Gather all lines in the data that hold the string "components".
═══ Provided data ═══
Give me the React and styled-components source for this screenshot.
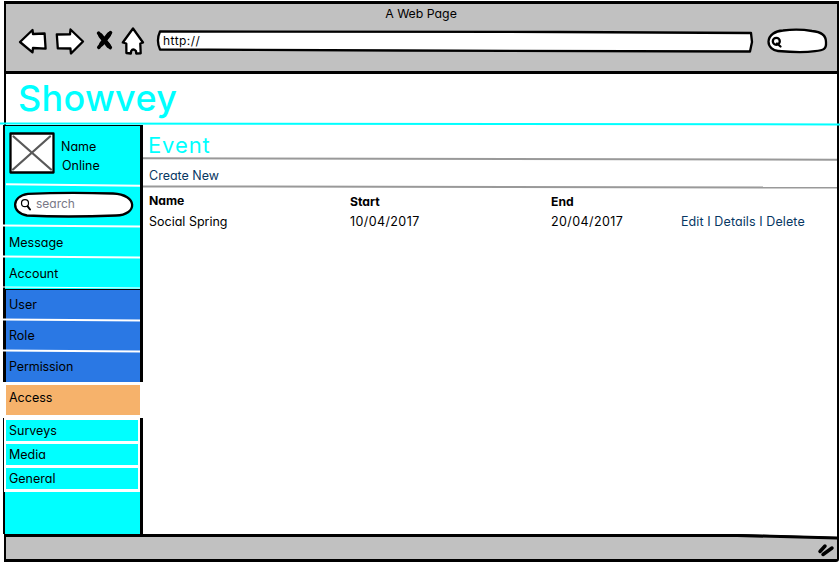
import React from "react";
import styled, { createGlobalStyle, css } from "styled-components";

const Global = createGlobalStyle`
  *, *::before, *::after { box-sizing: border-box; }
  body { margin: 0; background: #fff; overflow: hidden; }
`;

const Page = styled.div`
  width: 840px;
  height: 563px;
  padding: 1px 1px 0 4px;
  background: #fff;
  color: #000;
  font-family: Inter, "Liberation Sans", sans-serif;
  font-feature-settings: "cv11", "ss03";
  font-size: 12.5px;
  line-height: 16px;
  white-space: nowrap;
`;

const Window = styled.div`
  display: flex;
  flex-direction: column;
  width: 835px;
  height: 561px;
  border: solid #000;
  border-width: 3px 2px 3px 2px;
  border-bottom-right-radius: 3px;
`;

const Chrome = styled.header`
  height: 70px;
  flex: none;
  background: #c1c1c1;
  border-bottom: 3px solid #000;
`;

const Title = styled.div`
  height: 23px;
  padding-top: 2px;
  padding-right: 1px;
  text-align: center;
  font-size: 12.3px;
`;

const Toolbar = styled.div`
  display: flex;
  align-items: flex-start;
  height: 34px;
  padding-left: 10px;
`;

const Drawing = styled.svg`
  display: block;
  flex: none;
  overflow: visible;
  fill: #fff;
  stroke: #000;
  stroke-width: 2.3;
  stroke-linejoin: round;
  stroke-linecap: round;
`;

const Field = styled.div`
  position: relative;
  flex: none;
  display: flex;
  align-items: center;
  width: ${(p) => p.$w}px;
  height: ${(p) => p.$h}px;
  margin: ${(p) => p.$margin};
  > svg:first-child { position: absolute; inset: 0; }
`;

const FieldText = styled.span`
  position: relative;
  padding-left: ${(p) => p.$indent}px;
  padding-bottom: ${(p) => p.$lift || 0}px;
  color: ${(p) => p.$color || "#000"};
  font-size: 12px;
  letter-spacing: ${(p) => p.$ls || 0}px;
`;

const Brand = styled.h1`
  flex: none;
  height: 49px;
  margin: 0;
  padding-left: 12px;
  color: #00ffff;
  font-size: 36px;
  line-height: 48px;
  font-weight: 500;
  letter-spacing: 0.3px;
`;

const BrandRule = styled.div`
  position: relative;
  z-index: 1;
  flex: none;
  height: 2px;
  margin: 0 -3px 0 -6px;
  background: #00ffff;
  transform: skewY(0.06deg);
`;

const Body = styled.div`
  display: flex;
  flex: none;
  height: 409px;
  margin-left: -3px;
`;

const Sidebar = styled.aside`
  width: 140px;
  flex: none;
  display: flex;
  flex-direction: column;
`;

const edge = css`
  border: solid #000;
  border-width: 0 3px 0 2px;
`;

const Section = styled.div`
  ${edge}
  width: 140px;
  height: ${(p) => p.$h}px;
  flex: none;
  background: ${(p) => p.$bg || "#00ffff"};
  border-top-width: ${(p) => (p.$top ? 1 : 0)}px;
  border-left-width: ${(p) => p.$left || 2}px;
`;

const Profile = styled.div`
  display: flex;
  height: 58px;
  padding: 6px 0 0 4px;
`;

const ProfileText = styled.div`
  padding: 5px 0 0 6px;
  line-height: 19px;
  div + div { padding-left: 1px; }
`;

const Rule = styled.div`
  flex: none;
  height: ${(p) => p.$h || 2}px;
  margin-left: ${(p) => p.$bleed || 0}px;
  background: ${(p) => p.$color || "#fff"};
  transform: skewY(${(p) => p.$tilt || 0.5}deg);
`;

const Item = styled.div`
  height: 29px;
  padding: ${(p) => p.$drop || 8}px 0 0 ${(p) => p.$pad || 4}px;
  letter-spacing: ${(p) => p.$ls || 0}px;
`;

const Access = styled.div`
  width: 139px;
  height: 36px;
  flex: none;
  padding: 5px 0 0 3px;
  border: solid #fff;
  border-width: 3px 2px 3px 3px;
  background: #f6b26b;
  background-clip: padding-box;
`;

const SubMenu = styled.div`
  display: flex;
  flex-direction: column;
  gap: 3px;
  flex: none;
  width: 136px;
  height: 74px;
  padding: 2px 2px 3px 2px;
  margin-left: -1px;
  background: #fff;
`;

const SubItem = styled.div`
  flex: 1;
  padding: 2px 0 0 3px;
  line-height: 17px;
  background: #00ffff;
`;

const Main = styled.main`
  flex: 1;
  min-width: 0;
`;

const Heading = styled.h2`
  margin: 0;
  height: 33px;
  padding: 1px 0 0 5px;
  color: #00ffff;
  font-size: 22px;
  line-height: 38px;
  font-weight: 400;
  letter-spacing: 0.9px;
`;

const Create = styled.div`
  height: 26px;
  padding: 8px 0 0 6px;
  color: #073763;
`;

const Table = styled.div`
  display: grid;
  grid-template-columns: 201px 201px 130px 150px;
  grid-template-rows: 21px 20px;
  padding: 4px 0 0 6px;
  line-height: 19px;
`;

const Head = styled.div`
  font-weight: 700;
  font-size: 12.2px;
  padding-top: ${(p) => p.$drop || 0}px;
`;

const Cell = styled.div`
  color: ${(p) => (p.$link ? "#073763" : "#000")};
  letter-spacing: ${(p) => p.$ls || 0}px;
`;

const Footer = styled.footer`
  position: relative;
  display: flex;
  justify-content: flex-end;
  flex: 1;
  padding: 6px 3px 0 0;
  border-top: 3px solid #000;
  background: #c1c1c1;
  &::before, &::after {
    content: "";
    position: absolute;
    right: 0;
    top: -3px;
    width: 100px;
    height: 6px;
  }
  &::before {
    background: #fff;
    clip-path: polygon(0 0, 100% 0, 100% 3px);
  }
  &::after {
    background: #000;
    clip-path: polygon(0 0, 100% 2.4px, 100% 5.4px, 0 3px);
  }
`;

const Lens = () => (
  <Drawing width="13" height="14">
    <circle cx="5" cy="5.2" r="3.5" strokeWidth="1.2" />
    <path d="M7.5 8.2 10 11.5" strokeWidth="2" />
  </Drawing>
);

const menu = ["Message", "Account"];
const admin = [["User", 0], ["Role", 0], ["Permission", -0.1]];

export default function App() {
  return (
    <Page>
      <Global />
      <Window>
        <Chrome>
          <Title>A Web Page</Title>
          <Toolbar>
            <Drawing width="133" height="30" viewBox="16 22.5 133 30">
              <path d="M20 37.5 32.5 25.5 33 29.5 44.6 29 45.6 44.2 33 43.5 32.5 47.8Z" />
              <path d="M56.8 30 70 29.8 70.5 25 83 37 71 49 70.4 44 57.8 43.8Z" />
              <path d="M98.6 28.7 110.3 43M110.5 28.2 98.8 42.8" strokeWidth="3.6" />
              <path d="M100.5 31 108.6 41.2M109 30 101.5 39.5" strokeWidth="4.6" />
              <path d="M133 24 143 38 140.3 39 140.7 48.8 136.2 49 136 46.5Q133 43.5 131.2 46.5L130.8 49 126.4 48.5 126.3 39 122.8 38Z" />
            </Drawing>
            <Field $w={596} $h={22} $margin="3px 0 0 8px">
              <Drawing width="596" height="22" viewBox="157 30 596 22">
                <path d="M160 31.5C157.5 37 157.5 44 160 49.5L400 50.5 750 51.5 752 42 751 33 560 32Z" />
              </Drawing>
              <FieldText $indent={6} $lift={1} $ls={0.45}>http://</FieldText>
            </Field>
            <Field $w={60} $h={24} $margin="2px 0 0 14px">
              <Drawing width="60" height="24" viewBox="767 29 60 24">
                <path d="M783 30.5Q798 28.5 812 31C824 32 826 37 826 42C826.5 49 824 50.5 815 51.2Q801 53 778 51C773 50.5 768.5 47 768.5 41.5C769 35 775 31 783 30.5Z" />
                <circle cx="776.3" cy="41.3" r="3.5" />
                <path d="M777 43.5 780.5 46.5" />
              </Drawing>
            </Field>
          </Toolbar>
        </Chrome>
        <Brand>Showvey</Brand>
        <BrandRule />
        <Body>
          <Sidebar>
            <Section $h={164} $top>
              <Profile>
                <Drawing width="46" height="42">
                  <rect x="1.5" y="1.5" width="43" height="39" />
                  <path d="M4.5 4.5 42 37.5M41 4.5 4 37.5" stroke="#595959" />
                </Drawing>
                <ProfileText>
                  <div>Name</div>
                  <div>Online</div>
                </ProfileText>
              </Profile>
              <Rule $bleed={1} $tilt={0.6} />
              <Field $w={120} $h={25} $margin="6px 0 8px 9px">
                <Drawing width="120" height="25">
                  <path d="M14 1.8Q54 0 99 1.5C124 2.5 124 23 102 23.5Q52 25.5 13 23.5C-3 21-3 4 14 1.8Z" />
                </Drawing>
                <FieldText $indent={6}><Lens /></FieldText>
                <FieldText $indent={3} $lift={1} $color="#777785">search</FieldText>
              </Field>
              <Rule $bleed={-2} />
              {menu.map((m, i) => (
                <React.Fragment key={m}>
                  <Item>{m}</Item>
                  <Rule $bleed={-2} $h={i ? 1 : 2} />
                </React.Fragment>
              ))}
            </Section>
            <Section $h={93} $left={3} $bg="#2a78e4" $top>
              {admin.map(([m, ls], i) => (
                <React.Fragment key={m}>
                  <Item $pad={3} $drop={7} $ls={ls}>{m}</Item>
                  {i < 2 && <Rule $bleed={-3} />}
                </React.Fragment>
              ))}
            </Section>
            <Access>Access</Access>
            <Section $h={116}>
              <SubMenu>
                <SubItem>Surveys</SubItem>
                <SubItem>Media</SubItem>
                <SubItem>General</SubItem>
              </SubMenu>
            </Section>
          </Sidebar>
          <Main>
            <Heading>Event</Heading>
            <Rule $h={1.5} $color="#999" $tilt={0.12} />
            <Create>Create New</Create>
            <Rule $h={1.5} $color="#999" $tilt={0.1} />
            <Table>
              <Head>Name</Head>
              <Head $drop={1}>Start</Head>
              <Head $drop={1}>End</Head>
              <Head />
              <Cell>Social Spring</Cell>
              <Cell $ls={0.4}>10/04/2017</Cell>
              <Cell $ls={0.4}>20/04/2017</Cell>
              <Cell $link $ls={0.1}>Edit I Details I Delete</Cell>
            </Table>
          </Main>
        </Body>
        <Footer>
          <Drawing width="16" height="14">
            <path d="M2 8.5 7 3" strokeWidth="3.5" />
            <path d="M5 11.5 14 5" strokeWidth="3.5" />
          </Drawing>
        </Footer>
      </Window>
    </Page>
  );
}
═══
• [Response below]:
Give me the React and styled-components source for this screenshot.
import styled, { createGlobalStyle, css } from "styled-components";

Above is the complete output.